In the American Prospect piece, Porter describes how the hardliners were able to brush off the Iranian offer of serious negotiations.  Aside from the general hostility of Cheney, Rummy and the neocons to Iran, a fortuitous (for them) incident occurred:

But on May 12, 2003, a terrorist bombing in Ryadh killed eight Americans and 26 Saudis. Rumsfeld and Feith seized the occasion to regain the initiative on Iran. Three days later, Rumsfeld declared, “We know there are senior al-Qaeda in Iran … presumably not an ungoverned area.” The following day someone obviously reflecting Rumsfeld’s views gave David Martin of CBS News an exclusive story. “U.S. officials say they have evidence the bombings in Saudi Arabia and other attacks still in the works were planned and directed by senior al-Qaeda operatives who have found safe haven in Iran,” Martin reported.

But in fact U.S. intelligence had no evidence that the Iranian government was intentionally allowing al-Qaeda to remain on Iranian soil. Contrary to Rumsfeld’s disingenuous statement, U.S. intelligence did not conclude that the government knew where the al-Qaeda members from Afghanistan were located in Iran. “The Iran experts agreed that, even if al-Qaeda had come in and out of Iran, it didn’t mean the Iranian government was complicit,” recalls Wilkerson. “There were parts of Iran where the government would not know what was going on.”

Nevertheless, within a few days, Rumsfeld and Cheney had persuaded Bush to cancel the May 21 meeting with Iranian officials.

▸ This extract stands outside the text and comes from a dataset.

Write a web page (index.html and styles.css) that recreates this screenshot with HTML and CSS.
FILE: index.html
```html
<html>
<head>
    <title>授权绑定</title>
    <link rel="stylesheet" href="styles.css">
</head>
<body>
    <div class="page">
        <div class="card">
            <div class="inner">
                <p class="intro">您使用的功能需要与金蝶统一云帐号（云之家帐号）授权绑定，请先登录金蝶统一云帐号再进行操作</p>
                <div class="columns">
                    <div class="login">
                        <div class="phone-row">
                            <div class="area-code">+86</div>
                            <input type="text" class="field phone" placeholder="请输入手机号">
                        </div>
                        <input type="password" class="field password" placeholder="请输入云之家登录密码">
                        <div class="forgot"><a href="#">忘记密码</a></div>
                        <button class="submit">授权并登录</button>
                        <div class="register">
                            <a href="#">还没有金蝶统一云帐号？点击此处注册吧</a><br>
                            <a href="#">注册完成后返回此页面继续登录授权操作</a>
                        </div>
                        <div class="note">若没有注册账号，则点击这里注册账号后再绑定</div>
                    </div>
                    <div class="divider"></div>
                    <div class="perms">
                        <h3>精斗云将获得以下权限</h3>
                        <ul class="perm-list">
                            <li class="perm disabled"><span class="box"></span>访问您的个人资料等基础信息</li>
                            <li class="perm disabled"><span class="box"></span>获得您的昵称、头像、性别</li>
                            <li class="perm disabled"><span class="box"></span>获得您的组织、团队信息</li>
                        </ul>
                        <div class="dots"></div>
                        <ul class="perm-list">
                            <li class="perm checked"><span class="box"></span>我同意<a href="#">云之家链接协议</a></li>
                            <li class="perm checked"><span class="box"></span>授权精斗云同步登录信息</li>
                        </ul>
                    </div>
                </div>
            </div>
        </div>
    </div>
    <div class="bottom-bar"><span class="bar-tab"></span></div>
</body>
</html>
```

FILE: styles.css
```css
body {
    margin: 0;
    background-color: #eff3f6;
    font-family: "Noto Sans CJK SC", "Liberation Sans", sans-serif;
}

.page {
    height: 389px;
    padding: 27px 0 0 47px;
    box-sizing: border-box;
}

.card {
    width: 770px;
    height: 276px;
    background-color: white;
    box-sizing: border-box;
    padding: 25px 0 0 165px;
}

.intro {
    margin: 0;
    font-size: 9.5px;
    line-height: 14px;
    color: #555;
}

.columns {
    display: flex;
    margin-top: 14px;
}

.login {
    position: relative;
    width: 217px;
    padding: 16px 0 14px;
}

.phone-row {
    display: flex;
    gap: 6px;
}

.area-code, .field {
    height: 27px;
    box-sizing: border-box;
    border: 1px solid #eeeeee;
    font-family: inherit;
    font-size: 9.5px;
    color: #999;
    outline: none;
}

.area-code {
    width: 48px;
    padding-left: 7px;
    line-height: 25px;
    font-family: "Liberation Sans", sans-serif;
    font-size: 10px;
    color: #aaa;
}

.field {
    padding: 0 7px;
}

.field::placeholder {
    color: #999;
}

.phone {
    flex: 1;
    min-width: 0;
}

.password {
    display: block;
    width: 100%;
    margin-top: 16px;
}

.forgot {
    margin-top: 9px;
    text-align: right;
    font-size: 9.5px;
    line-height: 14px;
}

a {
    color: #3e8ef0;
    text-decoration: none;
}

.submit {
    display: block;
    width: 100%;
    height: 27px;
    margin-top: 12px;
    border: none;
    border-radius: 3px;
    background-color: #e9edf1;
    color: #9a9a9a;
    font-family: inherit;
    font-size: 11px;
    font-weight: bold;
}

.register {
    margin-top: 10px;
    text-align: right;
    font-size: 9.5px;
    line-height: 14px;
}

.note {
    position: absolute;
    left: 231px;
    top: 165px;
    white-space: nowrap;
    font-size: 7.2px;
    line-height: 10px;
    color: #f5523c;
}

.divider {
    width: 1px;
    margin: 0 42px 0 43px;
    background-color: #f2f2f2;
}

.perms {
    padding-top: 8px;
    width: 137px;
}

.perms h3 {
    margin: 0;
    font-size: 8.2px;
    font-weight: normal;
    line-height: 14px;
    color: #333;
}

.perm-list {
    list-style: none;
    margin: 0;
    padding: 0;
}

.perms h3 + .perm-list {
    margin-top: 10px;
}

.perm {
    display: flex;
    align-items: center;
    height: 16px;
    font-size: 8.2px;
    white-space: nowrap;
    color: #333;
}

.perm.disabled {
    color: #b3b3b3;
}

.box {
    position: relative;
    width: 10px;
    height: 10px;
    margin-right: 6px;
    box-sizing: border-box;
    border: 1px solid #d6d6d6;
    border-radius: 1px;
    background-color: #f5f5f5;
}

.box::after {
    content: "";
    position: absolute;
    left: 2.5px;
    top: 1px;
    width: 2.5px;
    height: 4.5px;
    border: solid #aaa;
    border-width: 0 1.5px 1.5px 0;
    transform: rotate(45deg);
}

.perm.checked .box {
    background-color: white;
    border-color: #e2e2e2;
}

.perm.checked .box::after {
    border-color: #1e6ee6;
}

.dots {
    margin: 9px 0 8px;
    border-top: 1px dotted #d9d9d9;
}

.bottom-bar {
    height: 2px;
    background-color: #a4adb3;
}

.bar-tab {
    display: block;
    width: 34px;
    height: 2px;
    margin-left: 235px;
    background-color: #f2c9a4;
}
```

In a masterstroke, Rumsfeld and Cheney had shut down the only diplomatic avenue available for communicating with Iran and convinced Bush that Iran was on the same side as al-Qaeda.

Porter concludes by reminding us that Iran is again offering negotiations with the United States, this time much more publicly.  So far, it seems very uncertain whether Bush and his team are willingly to seriously pursue negotiations, or whether they are intent on bombing Iran.  As the history of the 2001-3 diplomacy shows, so far the Bush administration not only has been unwilling to go the "second mile" of which the Gospels speak; they haven't even been willing to go the first mile.